The Black Bull wasn’t the first club this group had taken over. They had been living in The Charlie Butler before deciding to call Black Bull home. Other pubs, such as Cross Keys, had also been occupied by squatters. Thanks to a recent British law, squatting had been prohibited in residential settings, but this law had a loophole that allowed squatting in commercial buildings, turning pubs into targets. According to the lease owner of the Black Bull, the squatters had illegally reconnected the electricity and dipped into the bar’s stock. Party time is the only time if you’ve taken over a pub.[6]
4 A Squatter Called “Jesus” Moved into Borris Becker’s Mansion
A man by the name of Georg Berres, who calls himself “Jesus,” moved into Borris Becker’s mansion back in May of 2018. Berres claimed he didn’t know it was the tennis legend’s residential palace until the German media informed him when they showed up for an interview with the squatter. Borris Becker hadn’t been seen at the mansion in years.
Berres wasn’t trying to keep quiet about this takeover either. He posted a Facebook status saying “The new time begins now,” shared video tours he made, did several news interviews, and everything. According to Express, Berres had lived in several other properties in the area.[7]

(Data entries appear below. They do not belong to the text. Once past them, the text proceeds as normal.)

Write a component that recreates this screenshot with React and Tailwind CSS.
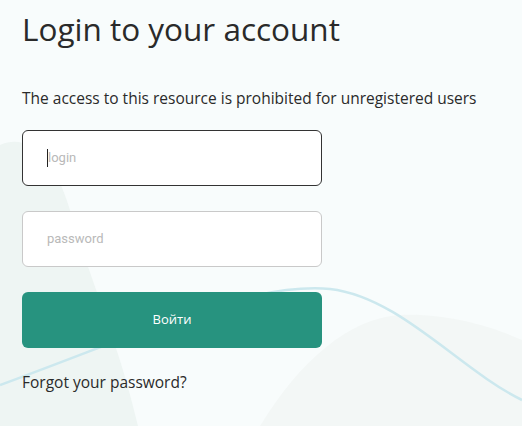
import React from "react";

export default function App() {
  return (
    <div className="relative w-[522px] h-[426px] overflow-hidden bg-[#f8fcfc]" style={{ fontFamily: "'Open Sans', sans-serif" }}>
      <svg className="absolute inset-0" width="522" height="426" viewBox="0 0 522 426">
        <path d="M0,145 C30,132 55,160 70,210 C88,275 118,340 138,426 L0,426 Z" fill="#eef5f3" />
        <path d="M260,426 C300,360 350,318 400,315 C450,313 495,328 522,340 L522,426 Z" fill="#f3f7f6" />
        <path d="M0,385 C150,330 250,282 330,289 C400,297 460,370 522,400" fill="none" stroke="#cce8ee" strokeWidth="2.5" />
      </svg>
      <div className="relative flex flex-col pl-[22px] pt-[9px]">
        <h1 className="text-[31.5px] leading-[40px] text-[#2a2a2a] font-normal">Login to your account</h1>
        <p className="mt-[39px] text-[15.5px] leading-[20px] text-[#2a2a2a]">The access to this resource is prohibited for unregistered users</p>
        <div className="mt-[22px] flex flex-col gap-[25px] w-[300px]">
          <div className="h-[56px] rounded-[6px] border border-[#333] bg-white flex items-center pl-[24px]">
            <span className="w-px h-[18px] bg-[#222]"></span>
            <span className="text-[13px] text-[#b9b9b9]" style={{ fontFamily: "Roboto, sans-serif" }}>login</span>
          </div>
          <div className="h-[56px] rounded-[6px] border border-[#c9c9c9] bg-white flex items-center pl-[24px]">
            <span className="text-[13px] text-[#b9b9b9]" style={{ fontFamily: "Roboto, sans-serif" }}>password</span>
          </div>
          <div className="h-[56px] rounded-[6px] bg-[#27937f] flex items-center justify-center">
            <span className="text-[13px] text-white">Войти</span>
          </div>
        </div>
        <p className="mt-[24px] text-[15.5px] leading-[20px] text-[#2a2a2a]">Forgot your password?</p>
      </div>
    </div>
  );
}
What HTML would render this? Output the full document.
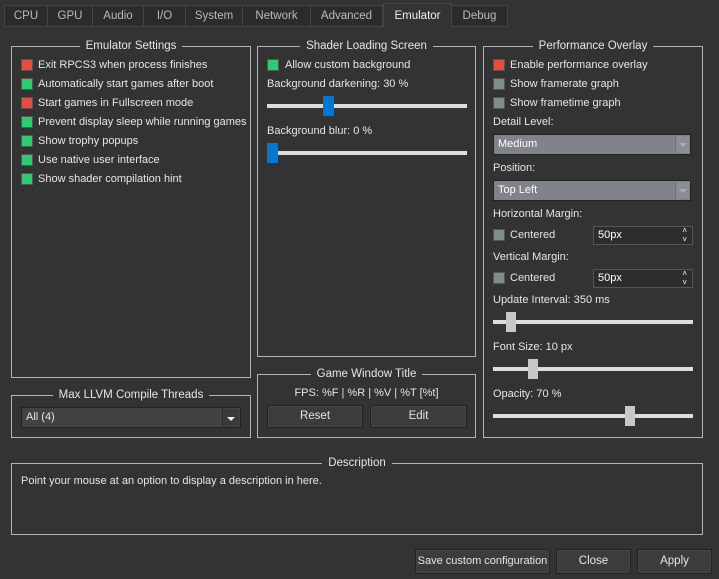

3 One of the Most Famous Squats in the World
C-Squat is famous among squatters worldwide. In 1989 a rundown tenement building on the lower East-side of NYC, lacking stairs and landings, where apartments were connected by a series of ladders, was taken over by a group of squatters. The squatters repaired the building, including making an open venue for punk shows in the basement after the floor above collapsed. C-Squat even had an indoor skatepark by the time squatters got done with it.
In 2002, squatters started the process of making them legal owners of C-Squat, and in 2015, C-squat became a legal living co-op. This was one big step for squatters everywhere, one small step for . . . um . . . rundown buildings in New York City?[8]
2 A Squatter Took Over a San Francisco Mansion Because He Was Obsessed with Taylor Swift
Everyone wants to live in a mansion at some point in their lives, and several of these squatters have gotten a taste of the mansion-life by camping out in these oversized houses, but few have used these mansions to make a buck.
A man by the name of Jeremiah Kaylor moved into a historic Presidio Heights mansion back in 2015. He lived there for weeks, claiming “To me, I owned the house.” Thinking he owned the $22 million Koshland House is probably what lead Kaylor to believe it was totally cool to sell off the paintings within for a quick buck. It turned out this was just a bonus. The real reason the man took over this particular mansion was his obsession with Taylor Swift who he heard was thinking about buying the place. He was arrested for trespassing and burglary. And, in case you were wondering, he never did become president of the T-Swift Fanclub.[9]
1 Squatters Turn Mansion into Party House While Millionaire-Owner is Out of Town
Where’s the party at, you ask? Well, in May of this year, it was located at a $6 million mansion in Sydney, Australia, where five guys took over the home while the owner was in Hong Kong on business. News reports say the house was filled with booze and drug paraphernalia, through the bedrooms and bathrooms, and out to the pool. A lone bong sat in one room, probably used for smoking “the drugs.”
The squatters stayed at the mansion for nearly three weeks or, in party terms, a “wild ride,” before being driven out by some plumbers who showed up for maintenance reasons. Party poopers. The group of men claimed to know the owner, but when asked his name, they gave the wrong one. They then ran off when the plumbers tried to take their pictures. One of the men was caught and charged with trespassing. That means, there are probably four guys out there throwing one crazy party right now.[10]